In 1821 Iphegenia was recommissioned under Captain Sir Robert Mends. She then served in the anti-slave patrol off Africa with Mends as Commodore of the West Africa squadron. On 22 March 1822 she transported Sir Charles McCarthy, Governor of Sierra Leone, to Cape Coast Castle to assume the governorship of the Gold Coast.

On 15 April, her boats captured six slave ships on the Bonny River: Vigilante, Petite Betsey, Ursule, the Spanish Yeanam, Becaa, and the French brigantine Utile. In June Yeanam foundered in a tornado, claiming the lives of two officers, 16 men and 400 slaves; seven of the Iphigenias crew managed to survive on the wreckage of the Yeanam.

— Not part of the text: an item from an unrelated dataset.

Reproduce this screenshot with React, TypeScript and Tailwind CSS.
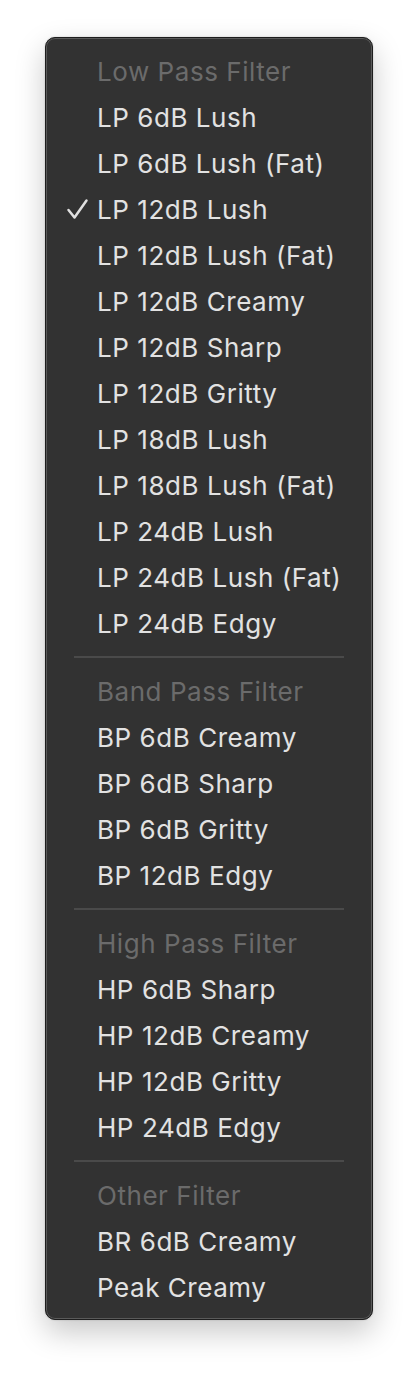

In August 1822 Iphigenia was again in the Caribbean. On 27 August her barge, under the command of Lieutenant Stokes, in company with Zephyr, Harrison, which was on her way from Jamaica to London, captured a pirate schooner of about 250 tons (bm), six 18-pounder guns, and 60 men. The capture took place between Matanzas and Double Headed Shot Cays. The pirate had captured Sarah, of Nassau, but the barge and Zephyr recaptured her and sent her on her way. Iphigenia sent the prize into Havana.

==Fate==
She was fitted at Woolwich between December 1832 and July 1833. Between 1833 and 1848, she was lent to the Marine Society as a training ship.

In 1849 she reported two attacks of cholera and one death between 1 and 12 July, inclusive.

"The Commissioners for executing the office of Lord High Admiral of the United Kingdom of Great Britain and Ireland" offered Iphigenia for sale at Woolwich on 19 February 1850. She was finally broken up at Deptford in May 1851.